An actuary’s job is to measure the level of financial risk insurers are exposed to when designing or adapting their insurance products. They’re also responsible for calculating reinsurance prices to cover claims in the event insurers have to be covered by other insurance companies. The role of an actuary is therefore about determining an insurance company’s level of exposure, i.e. their potential costs in the event of any losses.
The life of an actuary...
Technically designing insurance products
Actuaries are responsible for carrying out statistical, mathematical and financial research in order to define the guarantees and pricing structures that will apply to each risk category, as well as the terms of economic and financial profitability of contracts, and so on. They also create modelling tools, prospective simulation models and actuarial calculation tools, draft actuarial specifications for new products and play an active role in pricing up contracts, all based on expected levels of risk.

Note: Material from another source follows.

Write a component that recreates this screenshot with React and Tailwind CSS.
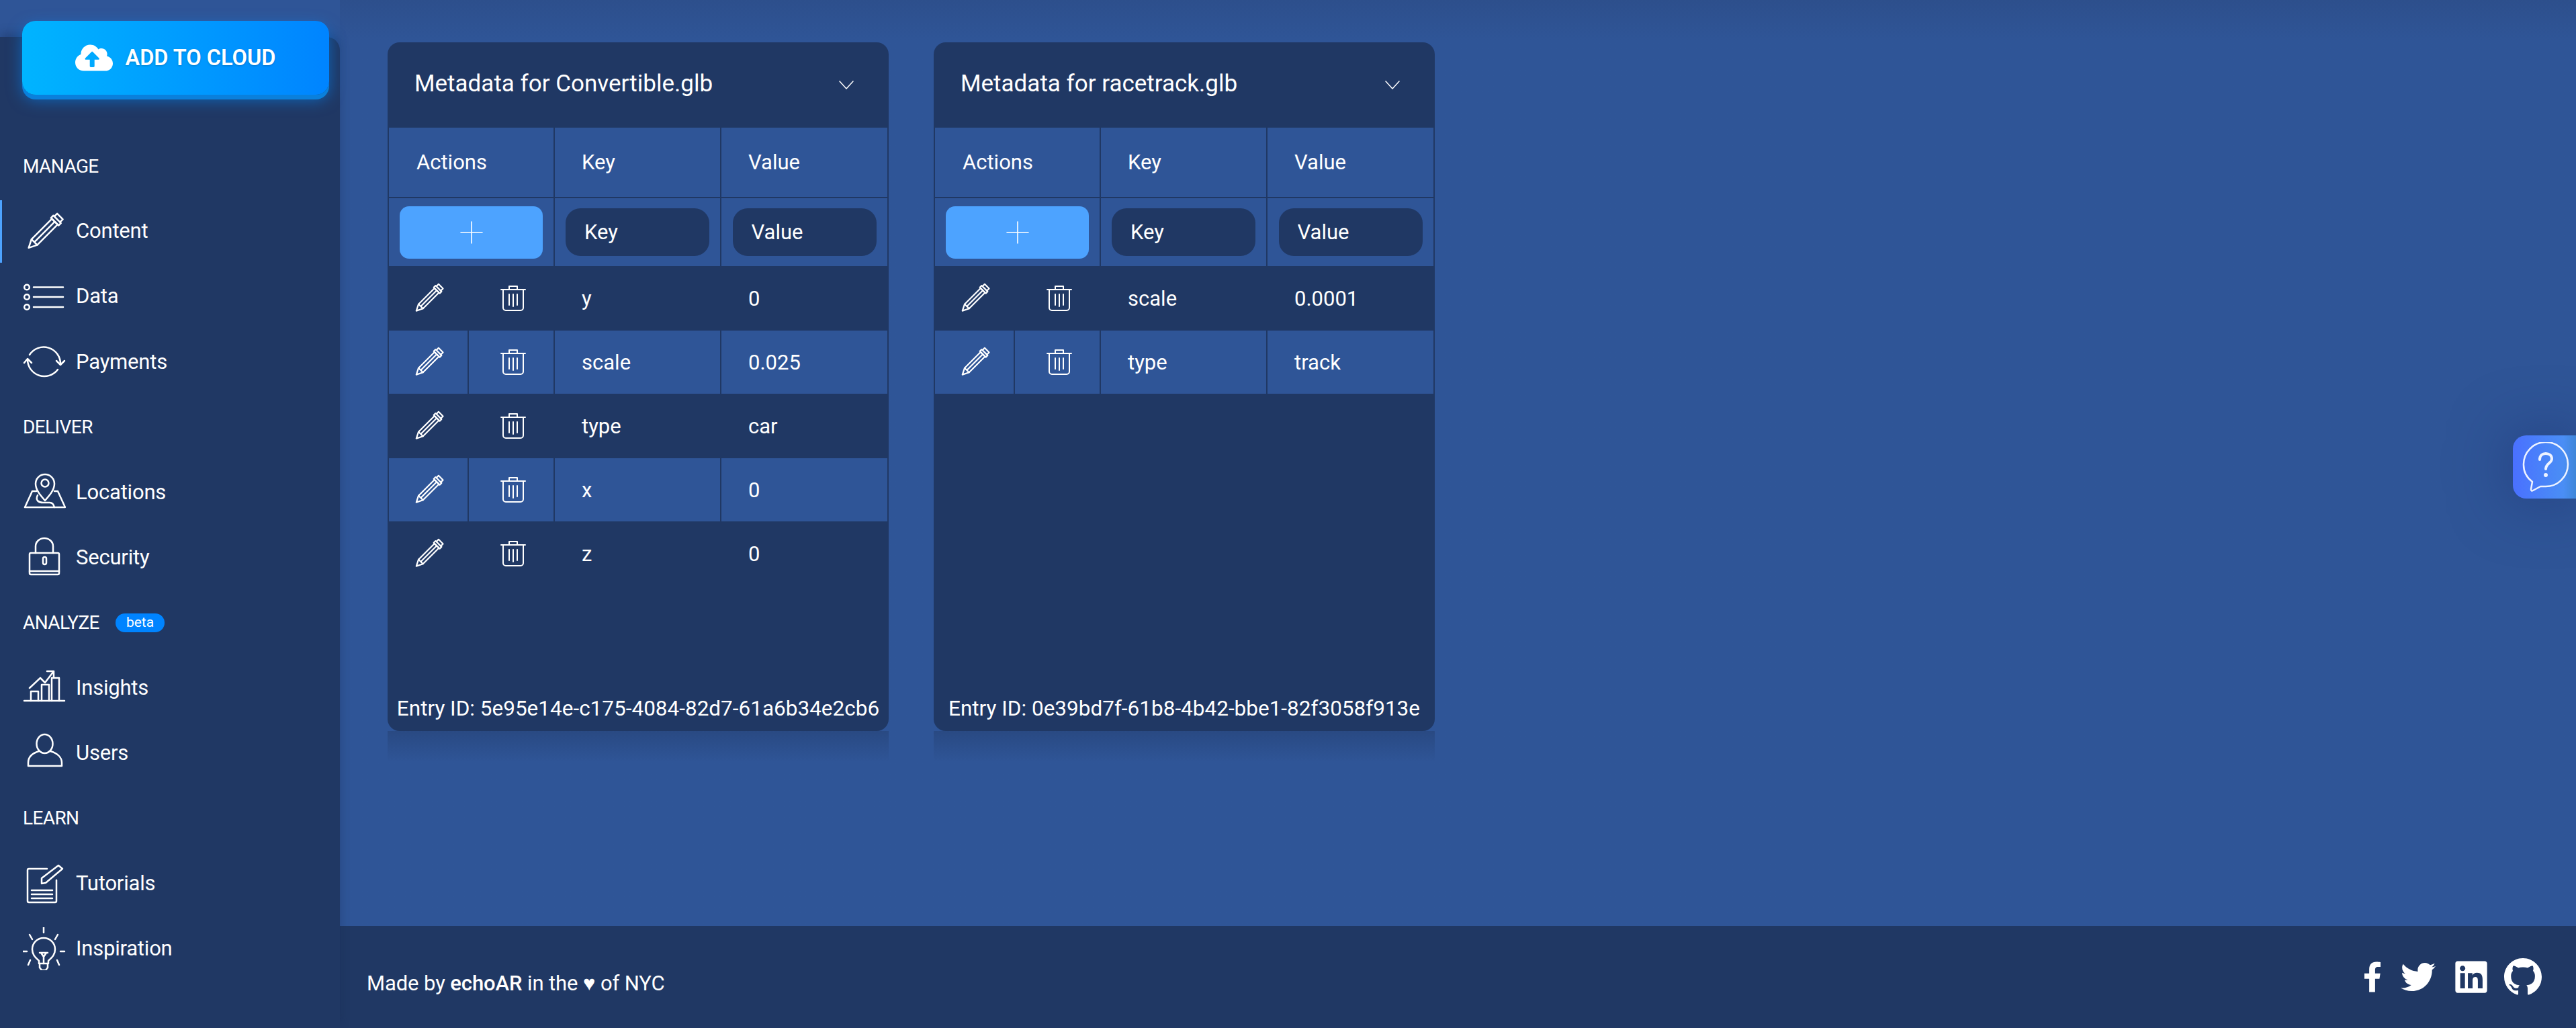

Underwriting and managing contracts
Actuaries are there to advise and provide technical support to the underwriters and sales representatives working at insurance companies. They’re also responsible for monitoring the general profitability of insurance products and contract portfolios, keeping a close eye on the news, given certain global events can have a big impact on risk assessments and quantification.
Required skills and profile
With technical backgrounds (ideally in mathematics, probabilities, statistics and IT), actuaries not only have to master the financial world, but also aspects of the legal, accounting, tax and commercial environments they work in.